UN Security Council deadlocked on Ukraine ceasefire proposal
Russia vetoes resolution as Western powers push for peace talks
Russia has once again exercised its veto power at the United Nations Security Council, blocking a Western-backed resolution calling for an immediate ceasefire in Ukraine and the commencement of formal peace negotiations — a move that diplomats say has left the international community's most powerful body paralysed at one of its most consequential moments. The vote, held in emergency session at UN headquarters in New York, saw thirteen members vote in favour, with Russia voting against and China abstaining, rendering the resolution dead on arrival. (Source: Reuters)

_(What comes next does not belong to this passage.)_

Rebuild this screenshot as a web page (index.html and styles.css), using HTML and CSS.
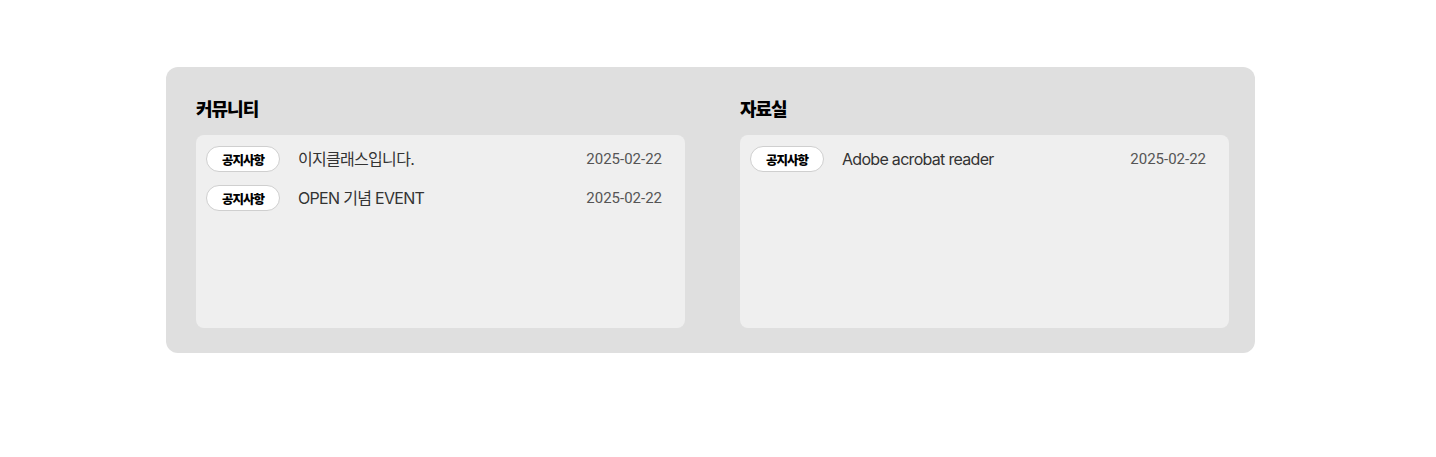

Key Context: Russia holds one of five permanent seats on the UN Security Council, granting it unconditional veto power over any binding resolution. Since the full-scale invasion of Ukraine began, Russia has exercised this veto multiple times to block resolutions on ceasefires, humanitarian corridors, and arms embargoes. The deadlock reflects a structural flaw critics have long identified in the Council's architecture — that permanent members cannot be held accountable by the very body designed to maintain international peace and security. (Source: UN reports)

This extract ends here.